In response, both the GT defendants and BoA submitted letter memoranda as well as their own spreadsheets setting forth document-by-document replies to Lead Plaintiffs' challenges (Letter from James L. Bernard, Esq., Counsel for the GT defendants, to the Court, dated Feb. 13, 2009 ("GT Feb. 2009 Letter"); Spreadsheet annexed as Ex. A to GT Feb. 2009 Letter; Letter from Alan C. Geolot, Esq., Counsel for BoA, to the Court, dated Feb. 13, 2009 ("BoA Feb. 2009 Letter"); Spreadsheets annexed as Exs. A & B to BoA Feb. 2009 Letter). In addition, BoA renewed its argument that its documents were not entitled to any presumption of public access (BoA Feb. 2009 Letter at 2-3). However, the GT defendants failed to revisit that issue with respect to their documents (GT Feb. 2009 Letter at 2-3).
On March 16, 2009, I informed the parties that, in light of the extensive nature of their submissions regarding Lead Plaintiffs' request for a pre-motion conference, I intended to construe Lead Plaintiffs' submissions as a motion to remove the confidentiality designations from the narrowed set of documents identified in their January 15, 2009 letter and I would construe defendants' responses as oppositions to that motion (Order, dated Mar. 16, 2009). I also directed the parties to submit additional materials, if any, addressing the merits of the dispute no later than March 23, 2009 (Order, dated Mar. 16, 2009). The parties made no additional submissions.
1. Burden of Showing Good Cause under Rule 26(c)
"Rule 26(c) confers broad discretion on the trial court to decide when a protective order is appropriate and what degree of protection is required." In re Zyprexa Injunction, 474 F. Supp.2d 385, 415 (E.D.N.Y. 2007), quoting Seattle Times Co. v. Rhinehart, 467 U.S. 20, 36 (1984). "The touchstone of the court's power under Rule 26(c) is the requirement of 'good cause.'" In re Zyprexa Injunction, supra, 474 F. Supp.2d at 415. A blanket protective order temporarily postpones the good cause showing until a party or intervenor challenges the continued confidential treatment of particular documents. The burden of establishing good cause then lies with the party seeking to prevent the disclosure of documents. Gambale v. Deutsche Bank AG, 377 F.3d 133, 139 (2d Cir. 2004); In re "Agent Orange" Prod. Liab. Litig., 821 F.2d 139, 145 (2d Cir. 1987); 8 Charles A. Wright, Arthur R. Miller & Richard L. Marcus, Federal Practice and Procedure ("Wright, Miller & Marcus") § 2035 (2d ed. 2008).
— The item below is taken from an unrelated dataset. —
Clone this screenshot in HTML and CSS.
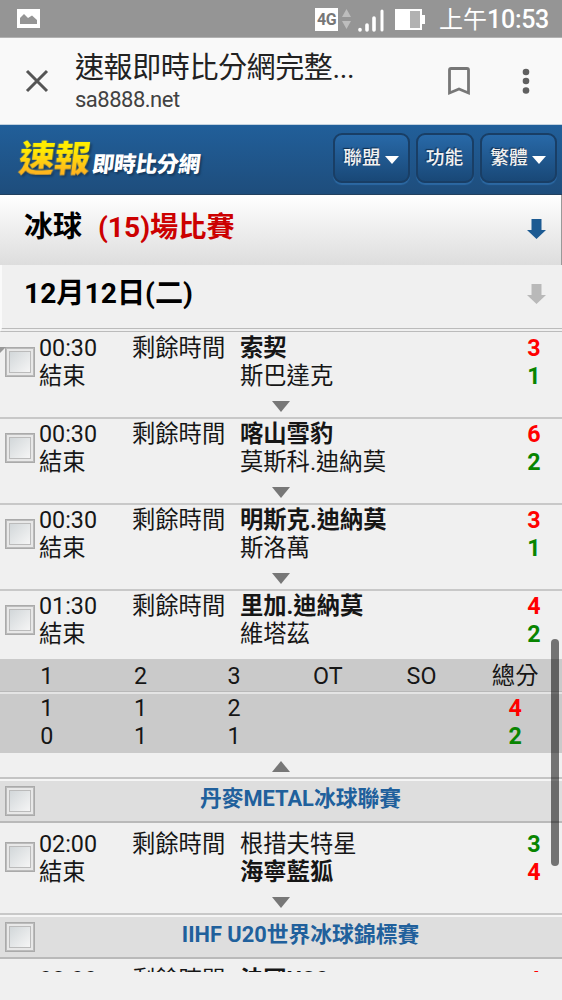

2. Presumption of Public Access
The "good cause" analysis is informed by the presumptions of public access under the common law and the First Amendment. Std. Inv. Chartered, Inc. v. Nat'l Ass'n of Sec. Dealers, Inc. ("Std. Inv. IV"), 07 Civ. 2014 (SWK), 2007 WL 2790387 at *2 (S.D.N.Y. Sept. 26, 2007), citing United States v. Amodeo, 71 F.3d 1044, 1048 (2d Cir. 1995) ("Amodeo").
There is a strong presumption of public access to "'judicial documents,' that is, such 'items filed with the court that are relevant to the performance of the judicial function and useful in the judicial process.'" See In re Terrorist Attacks on September 11, 2001, 454 F. Supp.2d 220, 222 (S.D.N.Y. 2006) (quoting SEC v. TheStreet.com, 273 F.3d 222, 231 (2d Cir. 2001)). "Accordingly, a party seeking a protective order seal- ing trial, other court hearings, or motions and accompanying exhibits filed with the court must satisfy a more demanding standard of good cause." In re Terrorist Attacks, 454 F. Supp.2d at 222-23.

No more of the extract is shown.